Of the world’s 1.2 billion teens, 9 out of 10 live in developing countries. Of those who are enrolled in school, a third are struggling to complete their primary education. The teachers charged with preparing these children for the future work in conditions where power outages are par for the course, computers, when available, are outdated, classrooms are bare, textbooks are outdated, and support is minimal. In a world where knowledge changes practically every day, what does the future hold for these children?
An excerpt from UNICEF’s The State of the World’s Children 2011. Read the full report here.
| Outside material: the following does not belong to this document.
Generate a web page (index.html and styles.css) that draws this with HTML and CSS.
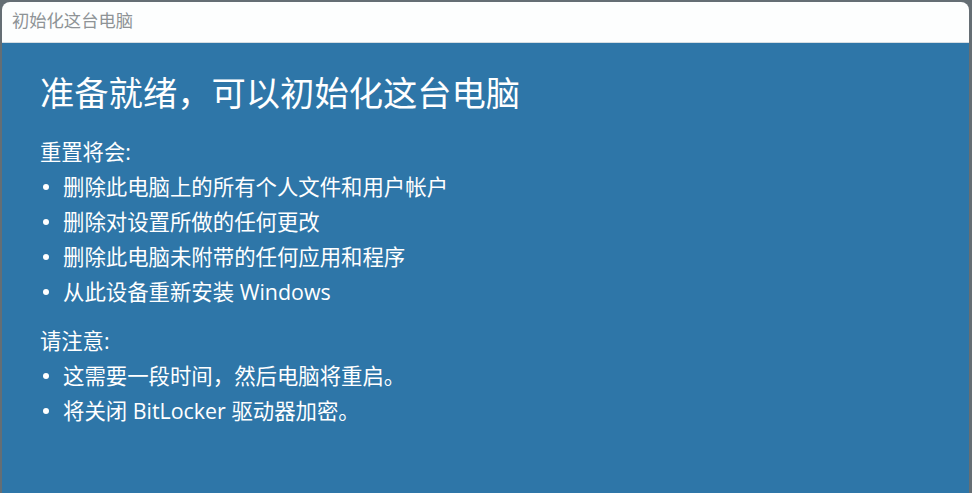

Secondary education is critical to adolescent development and well-being. To successfully negotiate the multiple risks to their development and rights, adolescents must be armed with a broad spectrum of knowledge and essential skills, including solving problems creatively, finding and critically evaluating information and communicating effectively. Where secondary schooling is available, primary schools tend to be of higher quality and to enrol more children, while communities benefit from greater civic participation, lower levels of youth violence, reduced poverty and greater social empowerment. Most children start secondary education in early adolescence. But within this age group, 1 in 5 is not in school at all (1 in 3 in sub-Saharan Africa) – a total of almost 71 million adolescents. Meanwhile, a third of adolescents who attend school are still completing primary grades. Despite significant progress over the last decade, many millions do not make the transition to secondary grades. Incomplete primary education, higher costs, greater distance to school and economic imperatives are just some of the obstacles preventing children from continuing their schooling. Education yields many long-term benefits, particularly for adolescent girls, contributing to later marriage, lower fertility rates and reduced domestic violence as well as lower infant mortality and improved child nutrition. In most regions of the world, girls’ attendance rates are lower than those of boys. At the same time, in almost all developed countries and in Latin America and the Caribbean as well as East Asia and the Pacific, girls outperform boys in school achievement. Adolescents from marginalized groups often lose out even where secondary schooling is available. To grant them the opportunity to gain the skills to make a decent living, and the knowledge they need to protect themselves and realize their rights, a greater variety of educational options is required. Educationally disadvantaged adolescents can benefit from non-formal or peer education, vocational and technical courses and flexible ‘catch-up’ programmes for those whose schooling has been interrupted. By focusing more keenly on equity in education, we can better reach vulnerable adolescents excluded by poverty, HIV and AIDS, disability or ethnicity.